Daugherty and co-workers – Aaron Schaller and Harmit Malik, both from FHCRC, and Adam Geballe from FHCRC and the University of Washington School of Medicine – examined this assumption by comparing the IFIT locus among a wide panel of mammalian genomes. This analysis pointed to a gene duplication event that occurred at the IFIT1 locus early in mammalian evolution, more than 100 million years ago. This means that mouse IFIT1 and human IFIT1 are paralogs (caused by a gene duplication event) rather than orthologs (caused by a speciation event), so the authors renamed the mouse gene IFIT1B.

Armed with this new insight into the relationship between human IFIT1 and mouse IFIT1B, Daugherty et al. demonstrated that these two paralogs indeed have distinct functions. To do this, they made use of the fact that budding yeast produces only cap0 structures (Banerjee, 1980). When they expressed mouse IFIT1B in yeast, it targeted cap0 mRNA, in turn inhibiting growth of the yeast, as expected. Growth was rescued when human cap1-methyltransferase was co-expressed with IFIT1B (Figure 1). Human IFIT1, on the other hand, behaved differently. Like mouse IFIT1B, it also inhibited cap0 mRNA and inhibited the growth of the yeast: however, growth was not rescued by co-expressing cap1-methyltransferase. This suggests that IFIT1 depends on something other than cap status to find its target mRNAs. Interestingly, orthologs of IFIT1B from two primates – gibbons and African green monkeys – exhibited the same cap0-targeting behavior as mouse IFIT1B, despite rodents and primates having diverged more than 100 million years ago. Human IFIT1B, by contrast, has lost this particular function.

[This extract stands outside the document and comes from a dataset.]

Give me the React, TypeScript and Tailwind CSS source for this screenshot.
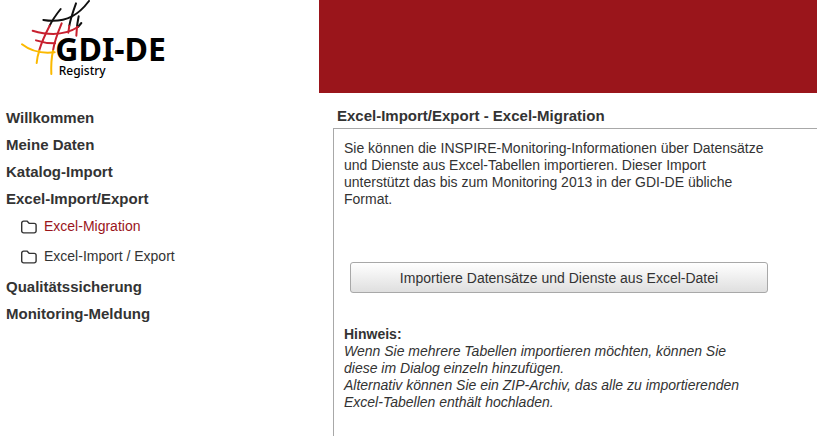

This study illustrates how a family of vertebrate genes involved in pathogen resistance is continually shaped by the dynamic nature of the multigene locus in which it resides. Such loci frequently undergo duplication, recombination, and gene conversion events (Eirín-López et al., 2012; Nei et al., 1997) that can significantly alter the immune repertoire of various species. Gene duplication events, in particular, can result in relaxed selective pressure on one of the copies, allowing the acquisition of novel functions (Lynch and Conery, 2000; Ohno, 1970). As shown here, such an event is the likely basis for the different functions of IFIT1 and IFIT1B. Indeed, based on this study, these two genes appear to have been the most active of the mammalian IFIT genes, undergoing frequent gene birth and loss, as well as recurrent homogenization.

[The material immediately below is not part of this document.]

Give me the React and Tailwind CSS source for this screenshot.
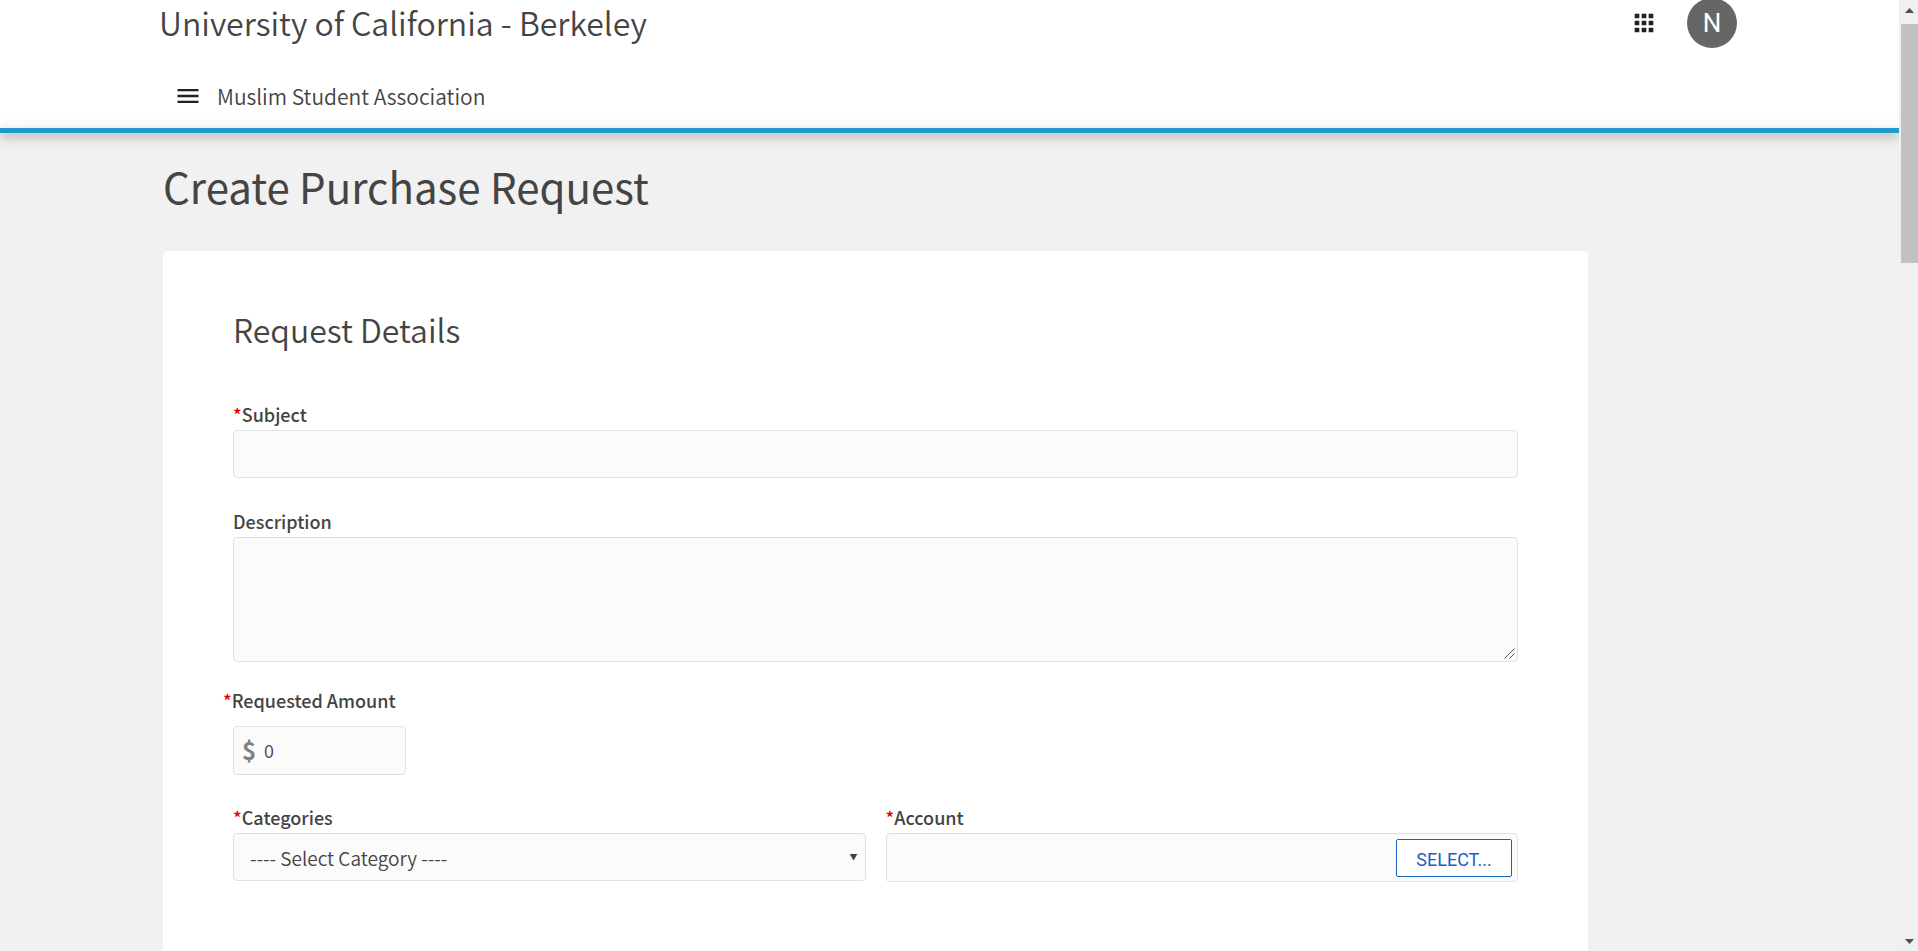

A number of questions remain unanswered: for instance, how does IFIT1 recognize viral mRNA? And what is the function of human IFIT1B (if, indeed, it has a function)? However, the insights that Daugherty et al. glean from applying phylogenetic analyses to functional studies elegantly underscore the value of multigene loci as facilitators of adaptive responses in the ongoing interplay between vertebrates and their pathogens.